● **Problem statement**:
Copy all lines in which the word "index" can be found.

● **Data**:
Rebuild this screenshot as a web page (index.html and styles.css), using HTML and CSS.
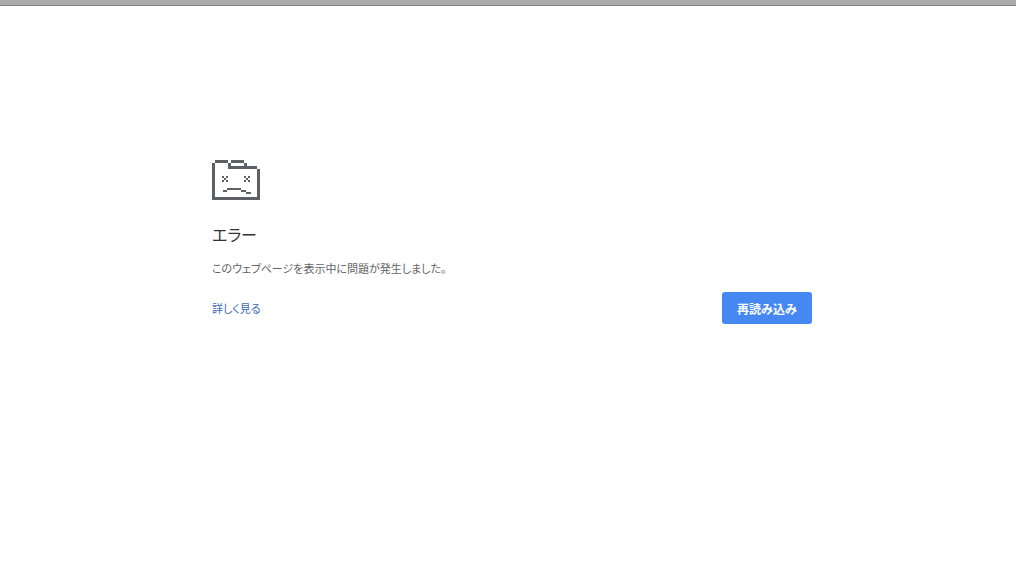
FILE: index.html
```html
<!DOCTYPE html>
<html lang="ja">
<head>
  <meta charset="UTF-8">
  <meta name="viewport" content="width=device-width, initial-scale=1.0">
  <title>エラー</title>
  <link rel="stylesheet" href="styles.css">
</head>
<body>
  <div class="top-bar"></div>
  <main class="container">
    <svg class="icon" viewBox="0 0 48 40" shape-rendering="crispEdges" aria-hidden="true">
      <!-- folder outline -->
      <path d="M3 0h13v3H3zM0 3h3v37H0zM16 3h3v6h-3zM19 0h13v3H19zM32 3h3v3h-3zM19 6h26v3H19zM45 9h3v31h-3zM3 37h42v3H3z"/>
      <!-- eyes -->
      <path d="M10 16h2v2h-2zM14 16h2v2h-2zM12 18h2v2h-2zM10 20h2v2h-2zM14 20h2v2h-2zM32 16h2v2h-2zM36 16h2v2h-2zM34 18h2v2h-2zM32 20h2v2h-2zM36 20h2v2h-2z"/>
      <!-- mouth -->
      <path d="M15 28h14v2H15zM11 30h4v2h-4zM29 30h5v2h-5zM34 32h5v2h-5z"/>
    </svg>
    <h1>エラー</h1>
    <p>このウェブページを表示中に問題が発生しました。</p>
    <div class="button-container">
      <a href="#" class="details">詳しく見る</a>
      <button type="button" class="reload">再読み込み</button>
    </div>
  </main>
</body>
</html>
```
FILE: styles.css
```css
body {
  margin: 0;
  padding-left: 8px;
  background-color: #ffffff;
  color: #646464;
  font-family: "Noto Sans CJK JP", sans-serif;
  font-size: 11px;
  font-feature-settings: "palt";
}

.top-bar {
  height: 5px;
  margin-left: -8px;
  background-color: #ababab;
  border-bottom: 1px solid #7f7f7f;
}

.container {
  max-width: 600px;
  margin: 0 auto;
  padding: 154px 24px 0;
}

.icon {
  display: block;
  width: 48px;
  height: 40px;
  fill: #5f6065;
}

h1 {
  margin: 20px 0 12px;
  color: #333333;
  font-size: 16px;
  font-weight: 400;
  line-height: 28px;
}

p {
  margin: 0;
  line-height: 16px;
}

.button-container {
  display: flex;
  justify-content: space-between;
  align-items: center;
  margin-top: 16px;
}

.details {
  color: #3b6cb7;
  text-decoration: none;
}

.reload {
  min-width: 90px;
  height: 32px;
  padding: 0 15px;
  border: none;
  border-radius: 3px;
  background-color: #4688f1;
  color: #ffffff;
  font-family: inherit;
  font-size: 12px;
  font-weight: 700;
  cursor: pointer;
}

.reload:hover {
  background-color: #3b78e7;
}
```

● **Exercise answer**:
Rebuild this screenshot as a web page (index.html and styles.css), using HTML and CSS.
FILE: index.html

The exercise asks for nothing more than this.